Was verändert der legale Zugang denn für die Konsumenten?

Der legale Zugang ermöglicht, dass weniger schädlich konsumiert wird. Das Angebot ist beispielsweise breiter: Bei den Abgabestellen kann man nicht nur Cannabis zum Rauchen kaufen, sondern auch zum Essen oder für Vapes. Das ist entscheidend für einen gesundheitsverträglichen Konsum, denn: Das Gefährlichste am Cannabis-Konsum ist das Rauchen. Beginnen die Leute, Edibles statt Joints zu konsumieren, macht das einen grossen Unterschied.

Also beispielsweise die Cannabis-Pralinés, die in den Abgabestellen verkauft werden?

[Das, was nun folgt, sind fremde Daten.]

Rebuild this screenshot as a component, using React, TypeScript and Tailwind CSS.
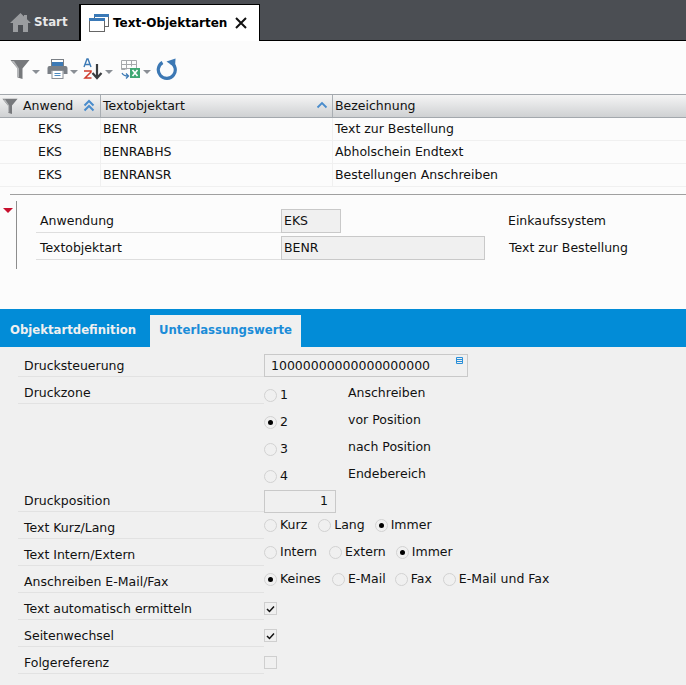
const Caret = () => <span className="ml-[2px] mt-[6px] h-0 w-0 border-x-[4px] border-t-[4px] border-x-transparent border-t-[#8a8f95]" />;

const Funnel = ({ s = 20 }: { s?: number }) => (
  <svg width={s} height={s} viewBox="0 0 20 20"><path d="M0.500 1h19l-7 8.500V20l-5-1.500V9.500z" fill="#77797c" /><path d="M9 9.500v9l-1.500-.5V9.500L1.500 2H4z" fill="#b4b6b8" /></svg>
);

const Toolbar = () => (
  <div className="flex h-[53px] items-center pl-[10px] pt-[3px]">
    <div className="flex w-[37px] items-center">
      <Funnel />
      <Caret />
    </div>
    <div className="flex w-[36px] items-center">
      <svg width="21" height="20" viewBox="0 0 21 20"><rect x="4.500" y="0.500" width="12" height="6" fill="#fff" stroke="#7a7f85" /><rect x="5" y="3" width="11" height="4" fill="#3d7ab5" /><path d="M2.500 7h16a2 2 0 0 1 2 2v6h-4v-3h-12v3h-4V9a2 2 0 0 1 2-2z" fill="#7a7f85" /><rect x="5" y="11.500" width="11" height="8" fill="#fff" stroke="#8a8f95" /><path d="M7.500 14.500h6M7.500 16.500h6" stroke="#4b8ac0" /></svg>
      <Caret />
    </div>
    <div className="flex w-[37px] items-center">
      <svg width="20" height="22" viewBox="0 0 20 22"><path d="M1 9l3-8h1l3 8M2.500 6.500h4" fill="none" stroke="#3d7ab5" strokeWidth="1.400" /><path d="M1 13h7v1l-6 6h6.500" fill="none" stroke="#cf3a2a" strokeWidth="1.500" /><path d="M14 6v14M9.500 15l4.500 5 4.500-5" fill="none" stroke="#3a3c3f" strokeWidth="2.200" /></svg>
      <Caret />
    </div>
    <div className="flex w-[36px] items-center">
      <svg width="21" height="20" viewBox="0 0 21 20"><path d="M1.500 1.500h15v9M1.500 1.500v9h4M1.500 5.500h15M1.500 9.500h15M6.500 1.500v9M11.500 1.500v6" fill="none" stroke="#a5a8ab" /><rect x="10" y="9" width="10" height="10" fill="#3fa873" /><path d="M12.500 11l5 6M17.500 11l-5 6" stroke="#fff" strokeWidth="1.600" /><path d="M2 14c1 2 3 3 6 3M6 14.500l2.500 2.500-2.500 2.500" fill="none" stroke="#3d7ab5" strokeWidth="1.300" /></svg>
      <Caret />
    </div>
    <svg width="22" height="22" viewBox="0 0 22 22"><path d="M6.500 4.500a8.500 8.500 0 1 0 8-.3" fill="none" stroke="#3c78b4" strokeWidth="3.200" /><path d="M19.500 0.500L19 9.500 10.500 3.500z" fill="#3c78b4" /></svg>
  </div>
);

const Th = ({ w, children, border = true }: { w: string; children: React.ReactNode; border?: boolean }) => (
  <div className={`flex h-full items-center ${w} ${border ? "border-r border-[#a9aeb3]" : ""} relative`}>{children}</div>
);

const GridRow = ({ a, b, c }: { a: string; b: string; c: string }) => (
  <div className="flex h-[23px] items-center border-b border-[#f0f0f0]">
    <div className="flex h-full w-[101px] items-center border-r border-[#f0f0f0] pl-[38px]">{a}</div>
    <div className="flex h-full w-[232px] items-center border-r border-[#f0f0f0] pl-[2px]">{b}</div>
    <div className="pl-[2px]">{c}</div>
  </div>
);

const Table = () => (
  <div>
    <div className="flex h-[24px] items-center border-y border-[#a3a8ad] bg-gradient-to-b from-[#f5f5f5] to-[#cfd1d3]">
      <Th w="w-[101px]">
        <span className="ml-[2px] mr-[5px]"><Funnel s={16} /></span>
        <span>Anwend</span>
        <svg className="absolute right-[5px] top-[4px]" width="12" height="13" viewBox="0 0 12 13"><path d="M1.500 6.500L6 2l4.500 4.500M1.500 11.500L6 7l4.500 4.500" fill="none" stroke="#4a8ccc" strokeWidth="2" /></svg>
      </Th>
      <Th w="w-[232px]">
        <span className="pl-[2px]">Textobjektart</span>
        <svg className="absolute right-[4px] top-[6px]" width="12" height="8" viewBox="0 0 12 8"><path d="M1.500 6.500L6 2l4.500 4.500" fill="none" stroke="#4a8ccc" strokeWidth="1.800" /></svg>
      </Th>
      <span className="pl-[2px]">Bezeichnung</span>
    </div>
    <GridRow a="EKS" b="BENR" c="Text zur Bestellung" />
    <GridRow a="EKS" b="BENRABHS" c="Abholschein Endtext" />
    <GridRow a="EKS" b="BENRANSR" c="Bestellungen Anschreiben" />
  </div>
);

const HeadRow = ({ label, value, w, desc }: { label: string; value: string; w: string; desc: string }) => (
  <div className="flex h-[27px]">
    <div className="flex h-full w-[245px] items-center border-b border-[#dedede] pl-[4px] pt-[5px]">{label}</div>
    <div className={`flex h-[24px] ${w} items-center self-end border border-[#c9c9c9] bg-[#f0f0f0] pl-[2px]`}>{value}</div>
    <div className={`flex items-center pt-[3px] ${value === "EKS" ? "ml-[167px]" : "ml-[24px]"}`}>{desc}</div>
  </div>
);

const Detail = () => (
  <div className="h-[122px] pt-[7px]">
    <div className="ml-[10px] border-t border-[#a0a0a0]" />
    <div className="flex pt-[6px]">
      <span className="ml-[3px] mt-[7px] h-0 w-0 border-x-[5px] border-t-[5px] border-x-transparent border-t-[#c8102e]" />
      <div className="ml-[3px] flex h-[68px] flex-col border-l border-[#8d8d8d] pl-[19px] pt-[5px]">
        <HeadRow label="Anwendung" value="EKS" w="w-[60px]" desc="Einkaufssystem" />
        <HeadRow label="Textobjektart" value="BENR" w="w-[204px]" desc="Text zur Bestellung" />
      </div>
    </div>
  </div>
);

const Radio = ({ on }: { on?: boolean }) => (
  <span className="flex h-[13px] w-[13px] shrink-0 items-center justify-center rounded-full border border-[#d2d2d2] bg-[#f0f0f0]">
    {on && <span className="h-[5px] w-[5px] rounded-full bg-black" />}
  </span>
);

const RadioOpt = ({ on, label, cls = "" }: { on?: boolean; label: string; cls?: string }) => (
  <span className={`flex items-center gap-[3px] ${cls}`}>
    <Radio on={on} />
    <span>{label}</span>
  </span>
);

const Check = ({ on }: { on?: boolean }) => (
  <span className="flex h-[13px] w-[13px] items-center justify-center border border-[#cfcfcf] bg-[#f0f0f0]">
    {on && <svg width="9" height="8" viewBox="0 0 9 8"><path d="M1 4l2.500 2.500L8 1.500" fill="none" stroke="#111" strokeWidth="1.500" /></svg>}
  </span>
);

const FormRow = ({ label, children, line = true }: { label?: string; children?: React.ReactNode; line?: boolean }) => (
  <div className="flex h-[27px]">
    <div className={`flex h-full w-[246px] items-center ${line ? "border-b border-[#e2e2e2]" : ""} ml-[18px] pl-[6px] pt-[7px]`}>{label}</div>
    <div className="flex flex-1 items-start">{children}</div>
  </div>
);

const Zone = ({ n, label, on }: { n: string; label: string; on?: boolean }) => (
  <div className="relative flex h-full w-full items-start pt-[10px]">
    <span className="flex w-[84px] items-center gap-[3px] pt-[2px]"><Radio on={on} /><span>{n}</span></span>
    <span>{label}</span>
  </div>
);

const Form = () => (
  <div className="h-[338px] bg-[#f0f0f0] pt-[3px]">
    <FormRow label="Drucksteuerung">
      <div className="relative mt-[4px] flex h-[23px] w-[204px] items-center border border-[#c9c9c9] pl-[6px] pt-[2px]">
        10000000000000000000
        <svg className="absolute right-[4px] top-[2px]" width="7" height="7" viewBox="0 0 7 7"><path d="M0.500 0.500h6v6h-6zM0.500 2.500h6M0.500 4.500h6" fill="none" stroke="#2a8fd8" /></svg>
      </div>
    </FormRow>
    <FormRow label="Druckzone"><Zone n="1" label="Anschreiben" /></FormRow>
    <FormRow line={false}><Zone n="2" label="vor Position" on /></FormRow>
    <FormRow line={false}><Zone n="3" label="nach Position" /></FormRow>
    <FormRow line={false}><Zone n="4" label="Endebereich" /></FormRow>
    <FormRow label="Druckposition">
      <div className="mt-[5px] flex h-[23px] w-[72px] items-center justify-end border border-[#c9c9c9] pr-[7px]">1</div>
    </FormRow>
    <FormRow label="Text Kurz/Lang">
      <div className="flex pt-[7px]">
        <RadioOpt label="Kurz" cls="mr-[11px]" />
        <RadioOpt label="Lang" cls="mr-[10px]" />
        <RadioOpt label="Immer" on />
      </div>
    </FormRow>
    <FormRow label="Text Intern/Extern">
      <div className="flex pt-[7px]">
        <RadioOpt label="Intern" cls="mr-[12px]" />
        <RadioOpt label="Extern" cls="mr-[10px]" />
        <RadioOpt label="Immer" on />
      </div>
    </FormRow>
    <FormRow label="Anschreiben E-Mail/Fax">
      <div className="flex pt-[7px]">
        <RadioOpt label="Keines" on cls="mr-[11px]" />
        <RadioOpt label="E-Mail" cls="mr-[9px]" />
        <RadioOpt label="Fax" cls="mr-[11px]" />
        <RadioOpt label="E-Mail und Fax" />
      </div>
    </FormRow>
    <FormRow label="Text automatisch ermitteln"><div className="pt-[9px]"><Check on /></div></FormRow>
    <FormRow label="Seitenwechsel"><div className="pt-[9px]"><Check on /></div></FormRow>
    <FormRow label="Folgereferenz"><div className="pt-[9px]"><Check /></div></FormRow>
  </div>
);

export default function App() {
  return (
    <div className="h-[685px] w-[686px] overflow-hidden bg-[#fcfcfc] text-[12.5px] leading-none text-[#111] [font-family:'DejaVu_Sans',sans-serif]">
      <div className="flex h-[41px] items-end border-b border-black bg-[#4b4e53]">
        <div className="flex h-[36px] w-[80px] items-center gap-[3px] border-r border-black pl-[10px] text-[11.8px] font-bold text-[#e8e8e8]">
          <svg width="21" height="21" viewBox="0 0 21 21"><path d="M10.500 1L0 11h3v9h5v-7h5v7h5v-9h3l-4-3.800V3h-3v1.400z" fill="#9a9c9f" /></svg>
          <span className="pt-[2px]">Start</span>
        </div>
        <div className="relative top-px flex h-[37px] w-[180px] items-center border-x border-t border-black bg-white pl-[8px] text-[12px] font-bold text-black">
          <svg width="20" height="20" viewBox="0 0 20 20"><rect x="5.500" y="1.500" width="14" height="12" fill="#fff" stroke="#666" /><rect x="5" y="1" width="15" height="3" fill="#3a79b7" /><rect x="0.500" y="5.500" width="15" height="13" fill="#fff" stroke="#666" /><rect x="0" y="5" width="16" height="3" fill="#3a79b7" /></svg>
          <span className="ml-[4px]">Text-Objektarten</span>
          <svg className="ml-[8px]" width="12" height="12" viewBox="0 0 12 12"><path d="M1 1l10 10M11 1L1 11" stroke="#111" strokeWidth="2" /></svg>
        </div>
      </div>
      <Toolbar />
      <Table />
      <Detail />
      <div className="flex h-[38px] items-end bg-[#028cd7] text-[11.7px] font-bold">
        <div className="flex h-[32px] w-[150px] items-center pl-[10px] text-[#f0f0f0]">Objektartdefinition</div>
        <div className="flex h-[32px] w-[151px] items-center justify-center bg-[#f0f0f0] text-[#1b8cd8]">Unterlassungswerte</div>
      </div>
      <Form />
    </div>
  );
}
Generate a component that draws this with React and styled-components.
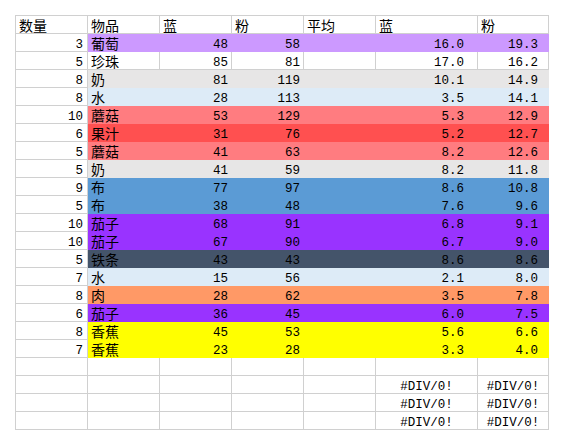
import React from 'react';
import styled, { createGlobalStyle } from 'styled-components';

const GlobalStyle = createGlobalStyle`
  html, body {
    margin: 0;
    padding: 0;
    background: #ffffff;
  }
`;

const fills = {
  lavender: '#cc99ff',
  gray: '#e7e6e6',
  ice: '#ddebf7',
  salmon: '#ff7c80',
  red: '#ff5050',
  blue: '#5b9bd5',
  purple: '#9933ff',
  slate: '#44546a',
  orange: '#ff9966',
  yellow: '#ffff00'
};

const rows = [
  [3, '葡萄', 48, 58, '16.0', '19.3', 'lavender'],
  [5, '珍珠', 85, 81, '17.0', '16.2', null],
  [8, '奶', 81, 119, '10.1', '14.9', 'gray'],
  [8, '水', 28, 113, '3.5', '14.1', 'ice'],
  [10, '蘑菇', 53, 129, '5.3', '12.9', 'salmon'],
  [6, '果汁', 31, 76, '5.2', '12.7', 'red'],
  [5, '蘑菇', 41, 63, '8.2', '12.6', 'salmon'],
  [5, '奶', 41, 59, '8.2', '11.8', 'gray'],
  [9, '布', 77, 97, '8.6', '10.8', 'blue'],
  [5, '布', 38, 48, '7.6', '9.6', 'blue'],
  [10, '茄子', 68, 91, '6.8', '9.1', 'purple'],
  [10, '茄子', 67, 90, '6.7', '9.0', 'purple'],
  [5, '铁条', 43, 43, '8.6', '8.6', 'slate'],
  [7, '水', 15, 56, '2.1', '8.0', 'ice'],
  [8, '肉', 28, 62, '3.5', '7.8', 'orange'],
  [6, '茄子', 36, 45, '6.0', '7.5', 'purple'],
  [8, '香蕉', 45, 53, '5.6', '6.6', 'yellow'],
  [7, '香蕉', 23, 28, '3.3', '4.0', 'yellow']
];

const headers = ['数量', '物品', '蓝', '粉', '平均', '蓝', '粉'];

const Page = styled.div`
  padding: 15px;
`;

const Sheet = styled.div`
  display: grid;
  grid-template-columns: 72px 72px 72px 72px 72px 102px 71px;
  grid-template-rows: repeat(23, 18px);
  width: max-content;
  border-top: 1px solid #d0d0d0;
  border-left: 1px solid #d0d0d0;
`;

const Cell = styled.div`
  box-sizing: border-box;
  height: 18px;
  padding: 0 ${(p) => p.$padR ?? 3}px 0 3px;
  text-align: ${(p) => p.$align || 'left'};
  background: ${(p) => (p.$fill ? fills[p.$fill] : '#ffffff')};
  border-right: 1px solid ${(p) => (p.$fill ? fills[p.$fill] : '#d0d0d0')};
  border-bottom: 1px solid ${(p) => (p.$fill ? fills[p.$fill] : '#d0d0d0')};
  color: #000000;
  white-space: nowrap;
  line-height: 16px;
  font-size: 12px;
`;

const Label = styled.span`
  display: inline-block;
  font-family: "Noto Sans CJK SC", "Noto Sans CJK JP", sans-serif;
  font-size: 14px;
  line-height: 16px;
  height: 16px;
  vertical-align: top;
  margin-top: 1px;
`;

const Num = styled.span`
  display: inline-block;
  font-family: "Liberation Mono", "Courier New", monospace;
  font-size: 12.5px;
  line-height: 12px;
  height: 12px;
  vertical-align: top;
  margin-top: 5px;
`;

export default function App() {
  return (
    <>
      <GlobalStyle />
      <Page lang="zh-CN">
        <Sheet>
          {headers.map((h, i) => (
            <Cell key={'h' + i}>
              <Label>{h}</Label>
            </Cell>
          ))}
          {rows.map((r, i) => (
            <React.Fragment key={i}>
              <Cell $align="right" $padR={4}>
                <Num>{r[0]}</Num>
              </Cell>
              <Cell $fill={r[6]}>
                <Label>{r[1]}</Label>
              </Cell>
              <Cell $fill={r[6]} $align="right" $padR={3}>
                <Num>{r[2]}</Num>
              </Cell>
              <Cell $fill={r[6]} $align="right" $padR={3}>
                <Num>{r[3]}</Num>
              </Cell>
              <Cell $fill={r[6]} />
              <Cell $fill={r[6]} $align="right" $padR={13}>
                <Num>{r[4]}</Num>
              </Cell>
              <Cell $fill={r[6]} $align="right" $padR={10}>
                <Num>{r[5]}</Num>
              </Cell>
            </React.Fragment>
          ))}
          {[0, 1, 2, 3].map((k) => (
            <React.Fragment key={'e' + k}>
              <Cell />
              <Cell />
              <Cell />
              <Cell />
              <Cell />
              <Cell $align="center">{k > 0 && <Num>#DIV/0!</Num>}</Cell>
              <Cell $align="center">{k > 0 && <Num>#DIV/0!</Num>}</Cell>
            </React.Fragment>
          ))}
        </Sheet>
      </Page>
    </>
  );
}
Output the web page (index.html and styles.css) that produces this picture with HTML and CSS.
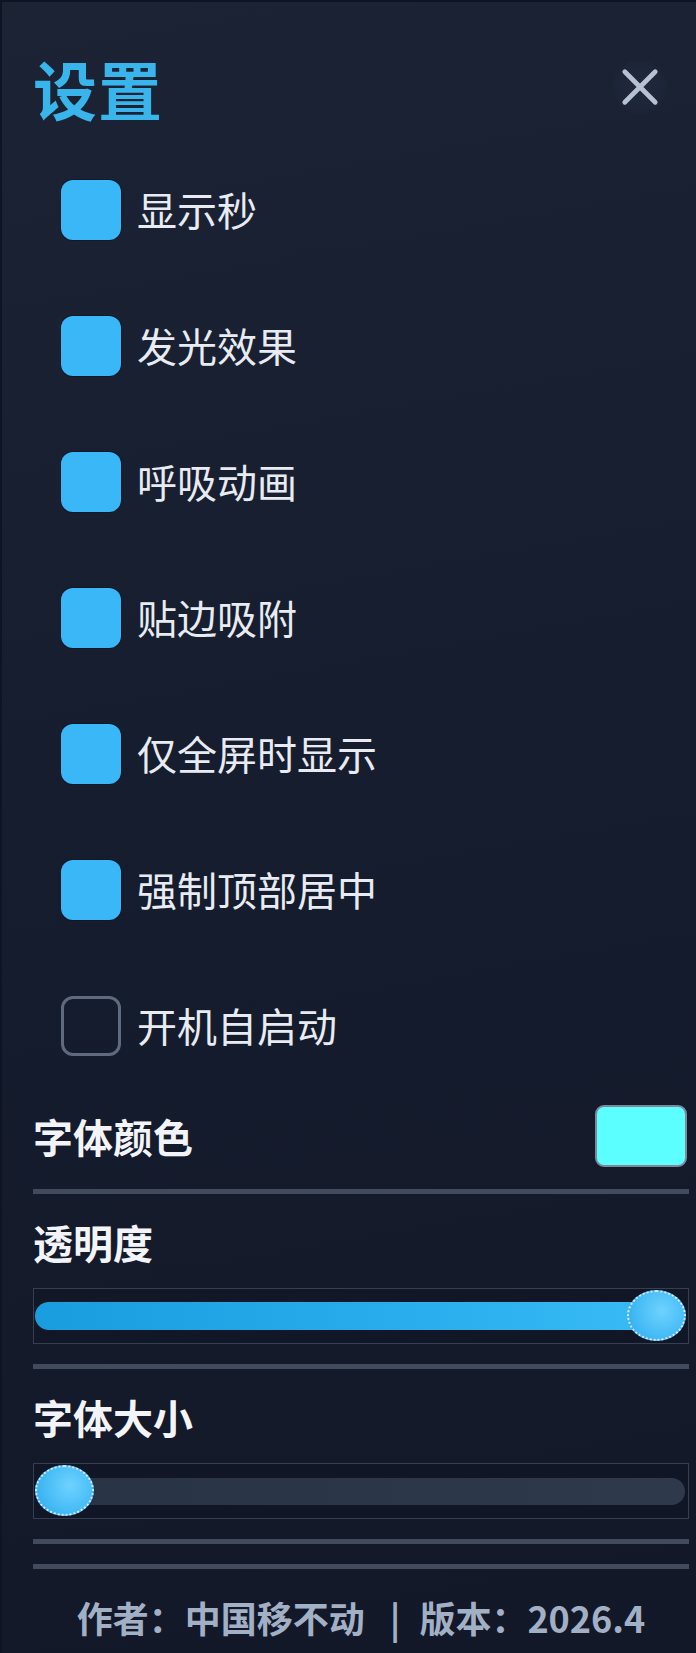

Genau. Die sind weniger schädlich als Joints. Ausserdem sorgen legale Zugänge für Entstigmatisierung: Wenn ich heute Cannabis konsumiere, tue ich etwas Verbotenes und werde dafür verurteilt – moralisch, aber auch vom Gesetz. Eine stigmatisierte Lebensform geht immer mit viel Stress und Druck einher. Das führt dazu, dass sich Konsumierende verstecken und keinen ausreichenden Zugang zu Informationen und Beratungsangeboten haben. Ein legaler Zugang ändert das.

Sollte also Cannabis zugänglich sein wie Alkohol?

Nein, das Ziel sollte nicht sein, den Zugang beliebig zu erleichtern. Der Zugang soll so sein, dass Cannabis für jene, die es konsumieren wollen, gut erreichbar ist, aber nicht so, dass Leute zum Konsum animiert werden. Es soll keine 24/7-Cannabis-Läden geben, sondern Fachgeschäfte mit guter Beratung.

Besteht auch nicht dann noch das Risiko, dass der Konsum mit einer Legalisierung steigen wird? Schliesslich wird eine Hürde abgebaut: der Gang zum Dealer.

Der Schwarzmarkt in der Schweiz ist so gut organisiert, dass die Produkte sowieso gut verfügbar sind. Man kann sich alles online bestellen, die Produkte werden nach Hause geliefert. Ein Anruf, und das kommt. Cannabis wird also nicht besser verfügbar sein als vorher – es wird einfach bessere Qualität haben. Mit einer vernünftigen Regulierung wird es keine Zunahme des Konsums geben.

Die Stadt Winterthur hat jetzt gerade entschieden, dass sie keinen Pilotversuch starten will. Wie blicken Sie darauf?

Man muss sich ja schon immer fragen: Wie viel Potenzial haben wir? Aus meiner Sicht brauchen wir so viele Pilotversuche wie möglich, weil wir im Vorfeld der Umsetzung des Cannabis-Gesetzes natürlich versuchen, so viele Erfahrungen wie möglich zu sammeln. Es ist schade, dass das nicht gemacht wird.

Gleichzeitig sind aber auch Sie noch auf der Suche nach Teilnehmenden: Von den 7500 Plätzen sind erst 4500 besetzt, bis nächsten Frühling fehlen also noch 3000 Teilnehmende. Haben Sie Schwierigkeiten, genügend Teilnehmende zu finden?

Wir sind zuversichtlich, dass wir die 3000 Plätze noch füllen können. Es ist ein längerer Prozess, bis unsere Studie unter den Konsumierenden bekannt wird, er läuft aber wie geplant.